The farmer is not a gambling man. He has not heard the voice of God on the wind. But if you build it, he told himself, they will come. So, in June, he planted 60 acres of his family’s alfalfa farm with a crop that is classified alongside heroin as a “Schedule I” controlled substance. Last month, on those raw plains of southeastern Colorado, he and several dozen volunteers hand-harvested the country’s first large-scale hemp crop since the 1950s.
There was no shootout with the Drug Enforcement Administration.
The farmer, in fact, is still very much at large, mostly because no one wants to arrest him. He is here, on Capitol Hill on Monday for the Hemp Industries Association’s annual conference, in a black suit and black lizard-skin cowboy boots, hearing about how he is “brave” and “courageous” and “a pioneer” who is leading the United States out of its long estrangement from the crop that George Washington farmed.

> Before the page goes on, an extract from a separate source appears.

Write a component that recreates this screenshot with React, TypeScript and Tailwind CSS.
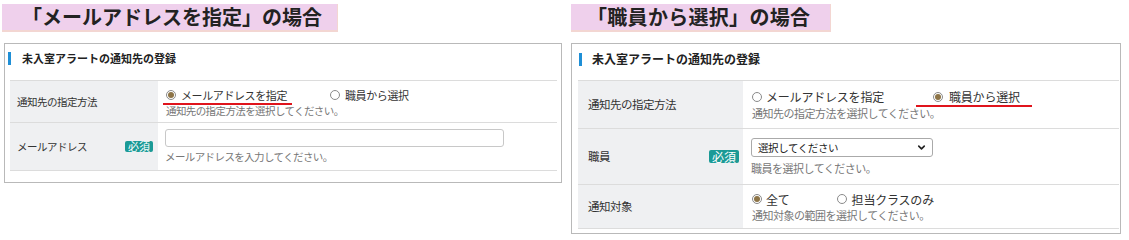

America, your unsung folk hero of this cannabis-related cultural moment — your Johnny Hempseed — is Ryan Loflin, 41, a chapped-lipped, golden-haired, ruddy-skinned father of two who lives in Crested Butte and went to school for welding.
“It was a calculated risk,” Loflin says, with Mountain-Time modesty, of his historic crop, “and the time is right.”
It wasn’t always so. The United States is a big hemp market, but the plant has been conflated with marijuana since “Reefer Madness” in 1936, and domestic industrial production had been nonexistent since Richard Nixon’s launch of the war on drugs. Trying to get high on hemp, activists say, is like trying to stupefy yourself on opium by eating poppy-seed bagels.
But 2013 has been a very good year for marijuana’s nonpsychoactive cousin. Twenty states introduced pro-industrial-hemp legislation. In April, Kentucky legalized industrial-hemp production. California followed in September. Activists talk about hemp like it can save the country. You can bathe with oil from its seeds! You can build a house out of hempcrete! You can reduce carbon emissions! Hemp could be a multibillion-dollar industry! Hemp could be as big as soy!
Soy!
The farmer is not a latter-day hippie. He’s not on some quest. Nearly 10 years ago, he saw how much Canadian farmers were making with hemp — three times as much per acre as they were making with wheat, he says — and he saw a way to transition out of his business building high-end homes from reclaimed barnwood. He had grown tired of trying to satisfy his wealthy clients, who didn’t understand that the appeal of using hand-hewn wood from the 1840s was because the colors of the slats don’t all match.
“When people can have whatever they want,” he says, “it can be frustrating.”
Now he drinks a sake glass of cloudy green hemp oil every day, hoping, as hemp boosters claim, that it lowers his cholesterol. By next summer, Colorado will have started issuing licenses for industrial-hemp cultivation, and Loflin’s Rocky Mountain Hemp Inc. won’t be the only field of dreams in the state. He’s courting investors so he can build hemp-processing plants in his childhood hometown of Springfield, Colo., where the hemp farm is. He’s building greenhouses so he can grow hemp seedlings over the winter for a second crop that will probably be twice as big as the first.
Loflin has a packet of hemp seeds in his jacket pocket as he roams the Hart Senate Building on Monday with a lobbying entourage that carries sandy-colored briefcases made from organic European hemp. He is a quiet presence in the offices of Barbara Boxer (D-Calif.) and Mark Udall (D-Colo.), where activists and lawyers do most of the talking. The goal is to nudge hemp-friendly senators to publicly support S.B. 359, a bill to amend the Controlled Substances Act of 1970 to exclude industrial hemp from the definition of marijuana, to align federal law with changing state laws.
Sens. Mitch McConnell (R-Ky.) and Ron Wyden (D-Ore.) are co-sponsors.
Hemp: Bringing partisans together since, well, 2013.
Loflin makes sure to interject the word “jobs” before each meeting is over.
This is his first time in Washington, but he knows how things work.